Particularly in the northeast there were lots of times you’d be driving a hundred miles out of the way due to one low bridge in one burgh along state route 123. I heard an earful about this from him from time to time.

I suppose the followup question is: why are bridge clearances in eastern states six inches lower than in the west?

Apparently 13’ 6" is the standard maximum size for trucks. So the question might should be “why are some Western trucks six inches too tall?”.

And here is a thread about Montana, which is not especially eastern…

That’s odd. I work at a grocery store as well and have been unloading trucks (by forklift) since I was 14 years old and I’ve never seen something like that.

Or is it just a bad translation? I’m thinking the intended meaning wasn’t ‘do not lot this 14ft high trailer…’, but rather 'do not load this trailer 14ft high…". IMO, that makes a whole lot more sense given the message I assume they’re trying to convey.

One of the things I’ve learned from all the truck drivers I’ve met over the years is that sometimes the height noted on the bridge may have been correct at one point, but re-paving the road without tearing out the old asphalt/concrete means the bridge might be (or more) inches closer to the ground now.

That would account for some of the accidents ridiculed on the web.

FYI, related, it isn’t just trucks.

Trains out here in the Wild Wild West run double stack containers
.

and double height passenger cars

These will not fit in a lot of east cost tunnels, not without “taking the top row … off quicker than scum off a Louisiana swamp”.

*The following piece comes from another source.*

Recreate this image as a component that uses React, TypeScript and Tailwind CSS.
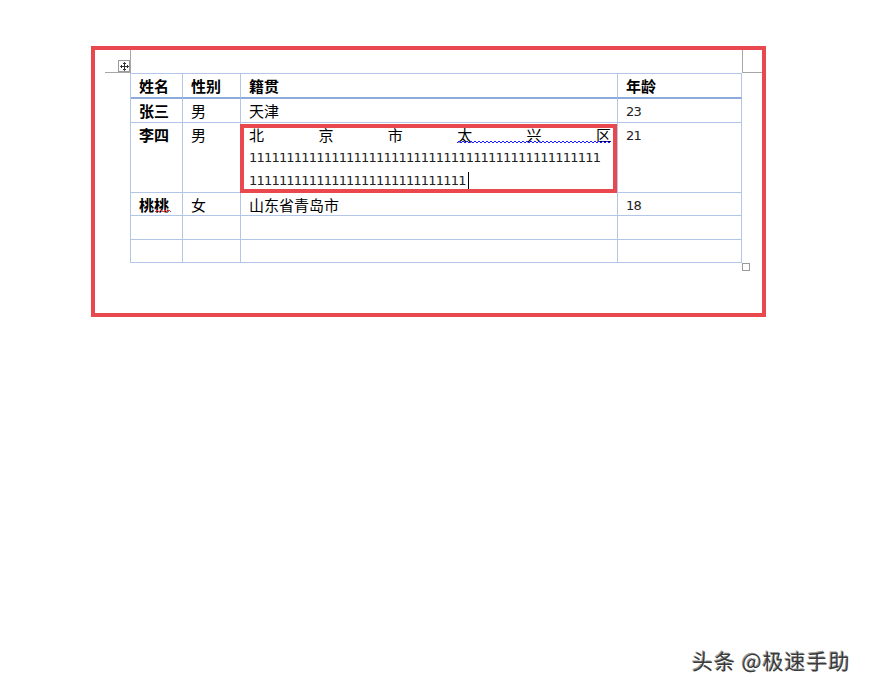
import React from 'react';

const line1 = '1'.repeat(47);
const line2 = '1'.repeat(29);

function Squiggle({ width, color }: { width: number; color: string }) {
  // small spell-check wave, 4px period
  const pts: string[] = [];
  for (let x = 0; x <= width; x += 2) {
    pts.push(`${x},${(x / 2) % 2 === 0 ? 3 : 1}`);
  }
  return (
    <svg width={width} height={4} viewBox={`0 0 ${width} 4`} className="block">
      <polyline points={pts.join(' ')} fill="none" stroke={color} strokeWidth={1} />
    </svg>
  );
}

function MoveHandle() {
  return (
    <div className="w-[12px] h-[12px] border border-[#9a9a9a] bg-white flex items-center justify-center">
      <svg width="9" height="9" viewBox="0 0 9 9" fill="none" stroke="#333" strokeWidth="1">
        <path d="M4.5 0.5v8M0.5 4.5h8" />
        <path d="M3 2l1.5-1.5L6 2M3 7l1.5 1.5L6 7M2 3L0.5 4.5 2 6M7 3l1.5 1.5L7 6" />
      </svg>
    </div>
  );
}

const grid = 'border-r border-b border-[#b4c6e7]';
const cell = `${grid} pl-[8px] leading-[23px] text-[15px] text-black`;
const numCell = `${grid} pl-[8px] pt-[1px] leading-[23px] font-['DejaVu_Sans',sans-serif] text-[13px] tracking-[-0.8px] text-[#222]`;
const head = 'border-r border-b-2 border-r-[#b4c6e7] border-b-[#8eaadb] h-[25px] pl-[8px] leading-[23px] text-[15px] font-bold text-black';
const ones = "font-['DejaVu_Sans',sans-serif] text-[13px] tracking-[-0.8px] text-[#222] pl-[8px] whitespace-nowrap leading-[23px]";

export default function App() {
  return (
    <div className="relative w-[872px] h-[691px] bg-white overflow-hidden font-['Noto_Sans_CJK_SC',sans-serif]">
      <div className="ml-[91px] mt-[46px] w-[675px] h-[271px] border-4 border-[#e9494e]">
        {/* margin crop marks */}
        <div className="flex justify-between h-[23px]">
          <div className="ml-[10px] w-[26px] h-[23px] border-b border-r border-[#a6a6a6] flex items-end justify-end">
            <MoveHandle />
          </div>
          <div className="w-[20px] h-[23px] border-b border-l border-[#a6a6a6]" />
        </div>

        <div className="ml-[35px] w-[612px] grid grid-cols-[52px_58px_377px_124px] border-l border-t border-[#b4c6e7]">
          <div className={head}>姓名</div>
          <div className={head}>性别</div>
          <div className={head}>籍贯</div>
          <div className={head}>年龄</div>

          <div className={`${cell} h-[24px] font-bold`}>张三</div>
          <div className={`${cell} h-[24px]`}>男</div>
          <div className={`${cell} h-[24px]`}>天津</div>
          <div className={`${numCell} h-[24px]`}>23</div>

          <div className={`${cell} h-[70px] font-bold`}>李四</div>
          <div className={`${cell} h-[70px]`}>男</div>
          <div className={`${grid} h-[70px] relative leading-[23px] text-[15px] text-black`}>
            <div className="flex justify-between pl-[8px] pr-[6px]">
              {['北', '京', '市', '太', '兴', '区'].map((c) => (
                <span key={c}>{c}</span>
              ))}
            </div>
            <div className="absolute left-[216px] top-[17px]">
              <Squiggle width={154} color="#1a1aff" />
            </div>
            <div className={ones}>{line1}</div>
            <div className={`${ones} flex items-center`}>
              {line2}
              <span className="inline-block w-[1px] h-[17px] bg-black ml-[2px]" />
            </div>
            <div className="absolute left-[-1px] top-[1px] right-0 bottom-[-1px] border-4 border-[#e9494e]" />
          </div>
          <div className={`${numCell} h-[70px]`}>21</div>

          <div className={`${cell} h-[23px] font-bold relative`}>
            桃桃
            <div className="absolute left-[24px] top-[16px]">
              <Squiggle width={16} color="#e8333a" />
            </div>
          </div>
          <div className={`${cell} h-[23px]`}>女</div>
          <div className={`${cell} h-[23px]`}>山东省青岛市</div>
          <div className={`${numCell} h-[23px]`}>18</div>

          <div className={`${cell} h-[24px]`} />
          <div className={`${cell} h-[24px]`} />
          <div className={`${cell} h-[24px]`} />
          <div className={`${cell} h-[24px]`} />

          <div className={`${cell} h-[23px]`} />
          <div className={`${cell} h-[23px]`} />
          <div className={`${cell} h-[23px]`} />
          <div className={`${cell} h-[23px]`} />
        </div>

        {/* table resize handle */}
        <div className="ml-[647px] w-[8px] h-[8px] border border-[#9a9a9a]" />
      </div>

      <div className="absolute left-[692px] top-[647px] text-[21px] leading-[26px] tracking-[1px] text-[#3a3a3a] [text-shadow:1px_1px_0_#ffffff,-1px_-1px_0_#9a9a9a] whitespace-nowrap">
        头条 @极速手助
      </div>
    </div>
  );
}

eta: even some box cars. Note the white painted end in this “high cube” car. It won’t fit, either:

And you believed them?

In the UK, all road bridges under 5 metres or 16’ 6" are clearly marked and there are advance warning signs. But truck drivers still hit them on a regular basis. Why? Because they either don’t know or forgot how high their truck was.

The tale about the roads having been resurfaced simply does not hold water, at least - not in this country.

It is beyond unlikely that a grocery store was receiving a delivery in an open-top trailer such that deciding to load it to 13’ 6” or 14’+ would be a possibility.

Such things do exist, but they tend to be used for stuff that is OK being exposed to the elements, like brush or mulch - not grocery store products. They also usually have wire mesh sides and doors, not solid like shown in the picture.

I would suspect that it’s a higher number of older bridges and viaducts, which predate larger, modern semis and trailers, as in the example that LSLGuy described in post #5.

My travel trailer is 12’, 7" tall at the cover for the AC unit. I have an app on my computer to check my planned routes for low clearances. My wife and I are going to the Mt. Rushmore area next month, the app showed many tunnels in that area with height restrictions.

It can happen.

https://www.expressnews.com/news/local/article/State-to-lower-Interstate-10-to-regain-adequate-6816367.php

NB: the clearance signs on I-10 were updated at some point to reflect the new pavement height.

That’s pretty much exactly it. As new bridges are built or old ones rebuilt, they raise them to the new heights. But in the east, there are so many bridges that it’s going to be decades before you can safely drive the interstates without checking first if you can go under bridges if you are over 13’6".

It wasn’t a question as to whether the height ever changes, it’s a question of whether the new height is correctly noted.

Yes.

Well, in this country it does. There are spots that, if you know where to look, you can see the asphalt is nearly as high as the curb from years and years of resurfacing.

Sometimes grocery stores get deliveries from freight companies that do more than just deliver to grocery stores. My grocery store gets the occasional delivery on a flat bed truck.

Um, ok.

Skywatcher was responding to Bob_2 who said it doesn’t happen.

Stop the presses, I figured it out…

When they say “Do not load this 14ft high trailer if going into red states” what they mean is “If you’re going into a red state, don’t use this 14ft high trailer, it’s too tall, use a 13.5ft high trailer”.

ETA,
Not that it really matters since it’s mostly just for them, but the wording could have been a bit better.